[STATED PROBLEM]: Every line of the listing must be reproduced as it stands. Leave the images behind.
▼▼▼
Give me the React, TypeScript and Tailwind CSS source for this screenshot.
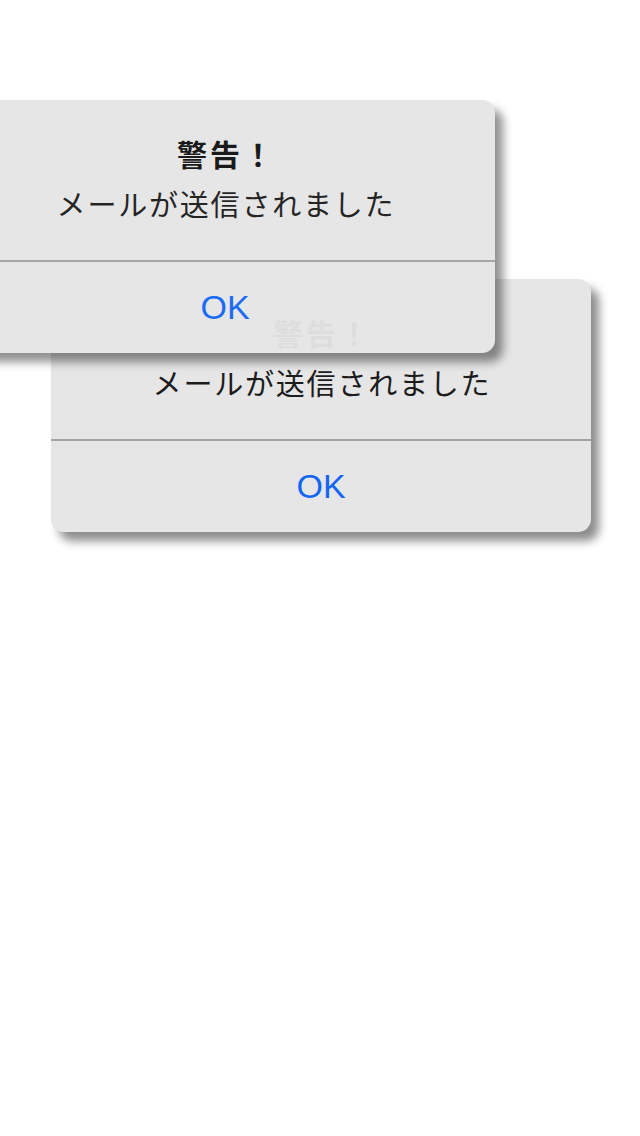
import React from "react";

function AlertBox({ className }: { className: string }) {
  return (
    <div
      className={`absolute flex w-[540px] flex-col rounded-[13px] bg-[#e6e6e6] shadow-[8px_9px_10px_rgba(0,0,0,0.45)] ${className}`}
    >
      <div className="flex h-[160px] flex-col items-center pt-[37px]">
        <h2 className="pl-[3px] text-[30px] font-bold leading-[38px] tracking-[3px] text-[#111]">警告！</h2>
        <p className="mt-[12px] pl-[2px] text-[29px] leading-[38px] tracking-[1.8px] text-[#1c1c1c]">
          メールが送信されました
        </p>
      </div>
      <div className="h-[2px] bg-[#a3a3a3]" />
      <button className="flex h-[91px] items-center justify-center text-[34px] text-[#1466f5]">
        OK
      </button>
    </div>
  );
}

export default function App() {
  return (
    <div
      className="relative h-[1136px] w-[640px] overflow-hidden bg-white"
      style={{ fontFamily: '"Liberation Sans", "Noto Sans CJK JP", sans-serif' }}
    >
      <AlertBox className="left-[51px] top-[279px] z-0" />
      <AlertBox className="left-[-45px] top-[100px] z-10 opacity-[0.96]" />
    </div>
  );
}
▲▲▲
[FINAL ANSWER]:
Give me the React, TypeScript and Tailwind CSS source for this screenshot.
import React from "react";

function AlertBox({ className }: { className: string }) {
  return (
    <div
      className={`absolute flex w-[540px] flex-col rounded-[13px] bg-[#e6e6e6] shadow-[8px_9px_10px_rgba(0,0,0,0.45)] ${className}`}
    >
      <div className="flex h-[160px] flex-col items-center pt-[37px]">
        <h2 className="pl-[3px] text-[30px] font-bold leading-[38px] tracking-[3px] text-[#111]">警告！</h2>
        <p className="mt-[12px] pl-[2px] text-[29px] leading-[38px] tracking-[1.8px] text-[#1c1c1c]">
          メールが送信されました
        </p>
      </div>
      <div className="h-[2px] bg-[#a3a3a3]" />
      <button className="flex h-[91px] items-center justify-center text-[34px] text-[#1466f5]">
        OK
      </button>
    </div>
  );
}

export default function App() {
  return (
    <div
      className="relative h-[1136px] w-[640px] overflow-hidden bg-white"
      style={{ fontFamily: '"Liberation Sans", "Noto Sans CJK JP", sans-serif' }}
    >
      <AlertBox className="left-[51px] top-[279px] z-0" />
      <AlertBox className="left-[-45px] top-[100px] z-10 opacity-[0.96]" />
    </div>
  );
}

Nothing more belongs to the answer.